Prop. 2 1/2 also resulted in the cutting of teachers, etc., and other services. When people realized that their vital services, including snow removal in the winter, police and fire protection, etc., were being cut, they realized that Prop. 2 1/2 was really bad news, so it eventually was voted out.
No, no, just no
Prop. 2 1/2 was NOT voted out, it's very much in place.
What happened in the years after its passage was the state economy improved and the state was able to replace a lot of the education money that was lost (you may recall the "Massachusetts Miracle" that got Dukakis the Democratic presidential nomination in 1988) , and places like Boston saw a building boom (granted, nothing like what we're seeing today, but still) and saw their property-tax revenue increase.
But 2 1/2 is still very much the law of the commonwealth and cities and town still cannot raise their total property-tax revenue by more than 2.5% each year.
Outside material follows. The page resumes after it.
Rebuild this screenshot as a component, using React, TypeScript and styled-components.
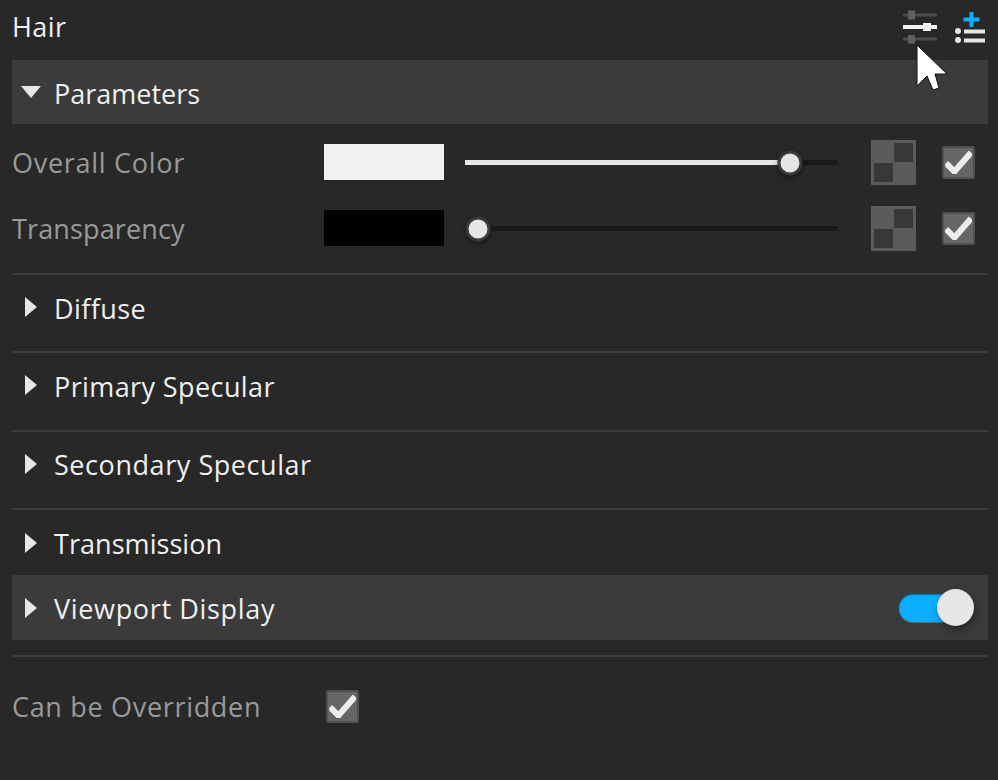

Communities that want to exceed their annual 2 1/2-based cap on property-tax revenue for building a new school or police station or whatever still have to hold an override vote.
It's Terrible
It's awful that these shills of the Home Heating Oil Delivery Companies are protesting cleaner burning fuel in support of their dirty oil for heating our homes. They want us to have to live forever with those awful diesel trucks spewing particulates all over our neighborhoods, double parking and blocking our streets all so they can make money off delivering their dirty solutions. I hope they file a RICO statute violation.
What?
I don't think you've thought this through. They protesters do not want ANY fossil fuel to be burned - switching from oil to gas is somewhat cleaner but is short sighted.
Sarcasm
Ever heard of it?
when sarcasm fails
The problem with that piece of sarcasm is it has no hyperbolic snap! The argument is totally within the realm of the gas line proponents' ideas. In fact you may have given them a tactic! Life has gotten so asinine that satire, sarcasm and other tricks of the snarky trade are getting lapped by the absurdity of reality. Thank god we still got The Onion.
Fun Fact , maybe of interest
Fun Fact , maybe of interest to JP Res.
In my travels, I saw a Devaney Oil truck. They originally were from McBride Street JP, and just past them was The Boston Gas Company. Dueling fuel suppliers , even back then.
You might want to talk to some of them
About how their homes are heated and what their concerns are.
True, that would require actually going to one of the protests or vigils they hold on the regular, but JP isn't that far from West Roxbury, really. I actually know at least one JP resident who has even participated in some of the protests.